> [PROBLEM STATEMENT]:
Reproduce the listing exactly, with no pictures in your copy.

> [GIVEN INFORMATION]:
============================================================

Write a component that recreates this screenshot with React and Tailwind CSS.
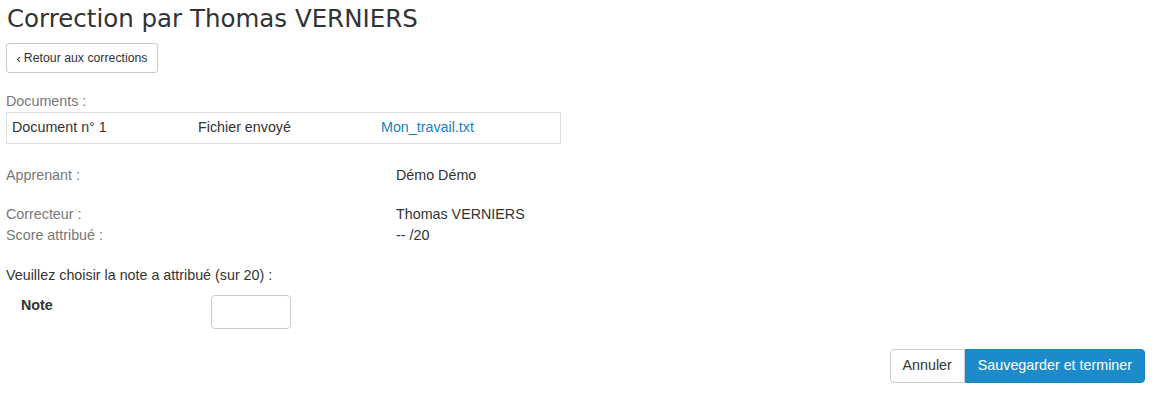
export default function App() {
  const body = { fontFamily: "'Liberation Sans', Arial, sans-serif" };
  return (
    <div className="bg-white w-[1156px] h-[404px] text-[14.3px] text-[#333] px-[6px]" style={body}>
      <h1 className="h-[38px] pt-[2px] pl-[1px] text-[24.5px] leading-[34px] text-[#333]" style={{ fontFamily: "'DejaVu Sans', sans-serif", fontWeight: 400 }}>
        Correction par Thomas VERNIERS
      </h1>
      <div className="h-[46px] pt-[5px]">
        <button className="h-[30px] w-[152px] border border-[#ccc] rounded-[3px] bg-white text-[12.3px] text-[#333] flex items-center justify-center gap-[3px]">
          <span className="text-[13px] leading-none">‹</span>Retour aux corrections
        </button>
      </div>
      <div className="h-[28px] leading-[20px] text-[#777] pt-[7px]">Documents :</div>
      <div className="w-[555px] h-[32px] border border-[#ddd] flex items-center">
        <div className="w-[191px] pl-[5px]">Document n° 1</div>
        <div className="w-[183px]">Fichier envoyé</div>
        <div className="text-[#1a80c2]">Mon_travail.txt</div>
      </div>
      <div className="h-[21px]" />
      <div className="flex h-[20px] leading-[20px]">
        <div className="w-[390px] text-[#777]">Apprenant :</div>
        <div>Démo Démo</div>
      </div>
      <div className="h-[19px]" />
      <div className="flex h-[21px] leading-[21px]">
        <div className="w-[390px] text-[#777]">Correcteur :</div>
        <div>Thomas VERNIERS</div>
      </div>
      <div className="flex h-[21px] leading-[21px]">
        <div className="w-[390px] text-[#777]">Score attribué :</div>
        <div>-- /20</div>
      </div>
      <div className="h-[19px]" />
      <div className="h-[20px] leading-[20px]">Veuillez choisir la note a attribué (sur 20) :</div>
      <div className="h-[10px]" />
      <div className="flex items-start h-[44px]">
        <div className="w-[205px] pl-[15px] font-bold leading-[20px]">Note</div>
        <input className="w-[80px] h-[34px] border border-[#ccc] rounded-[4px]" />
      </div>
      <div className="h-[10px]" />
      <div className="flex justify-end pr-[5px]">
        <button className="h-[34px] px-[12px] border border-[#ccc] bg-white rounded-l-[4px] text-[#333]">Annuler</button>
        <button className="h-[34px] px-[12px] border border-[#1586c4] bg-[#1b8bc9] text-white rounded-r-[4px]">Sauvegarder et terminer</button>
      </div>
    </div>
  );
}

============================================================

> [FULL OUTPUT]:
Write a component that recreates this screenshot with React and Tailwind CSS.
export default function App() {
  const body = { fontFamily: "'Liberation Sans', Arial, sans-serif" };
  return (
    <div className="bg-white w-[1156px] h-[404px] text-[14.3px] text-[#333] px-[6px]" style={body}>
      <h1 className="h-[38px] pt-[2px] pl-[1px] text-[24.5px] leading-[34px] text-[#333]" style={{ fontFamily: "'DejaVu Sans', sans-serif", fontWeight: 400 }}>
        Correction par Thomas VERNIERS
      </h1>
      <div className="h-[46px] pt-[5px]">
        <button className="h-[30px] w-[152px] border border-[#ccc] rounded-[3px] bg-white text-[12.3px] text-[#333] flex items-center justify-center gap-[3px]">
          <span className="text-[13px] leading-none">‹</span>Retour aux corrections
        </button>
      </div>
      <div className="h-[28px] leading-[20px] text-[#777] pt-[7px]">Documents :</div>
      <div className="w-[555px] h-[32px] border border-[#ddd] flex items-center">
        <div className="w-[191px] pl-[5px]">Document n° 1</div>
        <div className="w-[183px]">Fichier envoyé</div>
        <div className="text-[#1a80c2]">Mon_travail.txt</div>
      </div>
      <div className="h-[21px]" />
      <div className="flex h-[20px] leading-[20px]">
        <div className="w-[390px] text-[#777]">Apprenant :</div>
        <div>Démo Démo</div>
      </div>
      <div className="h-[19px]" />
      <div className="flex h-[21px] leading-[21px]">
        <div className="w-[390px] text-[#777]">Correcteur :</div>
        <div>Thomas VERNIERS</div>
      </div>
      <div className="flex h-[21px] leading-[21px]">
        <div className="w-[390px] text-[#777]">Score attribué :</div>
        <div>-- /20</div>
      </div>
      <div className="h-[19px]" />
      <div className="h-[20px] leading-[20px]">Veuillez choisir la note a attribué (sur 20) :</div>
      <div className="h-[10px]" />
      <div className="flex items-start h-[44px]">
        <div className="w-[205px] pl-[15px] font-bold leading-[20px]">Note</div>
        <input className="w-[80px] h-[34px] border border-[#ccc] rounded-[4px]" />
      </div>
      <div className="h-[10px]" />
      <div className="flex justify-end pr-[5px]">
        <button className="h-[34px] px-[12px] border border-[#ccc] bg-white rounded-l-[4px] text-[#333]">Annuler</button>
        <button className="h-[34px] px-[12px] border border-[#1586c4] bg-[#1b8bc9] text-white rounded-r-[4px]">Sauvegarder et terminer</button>
      </div>
    </div>
  );
}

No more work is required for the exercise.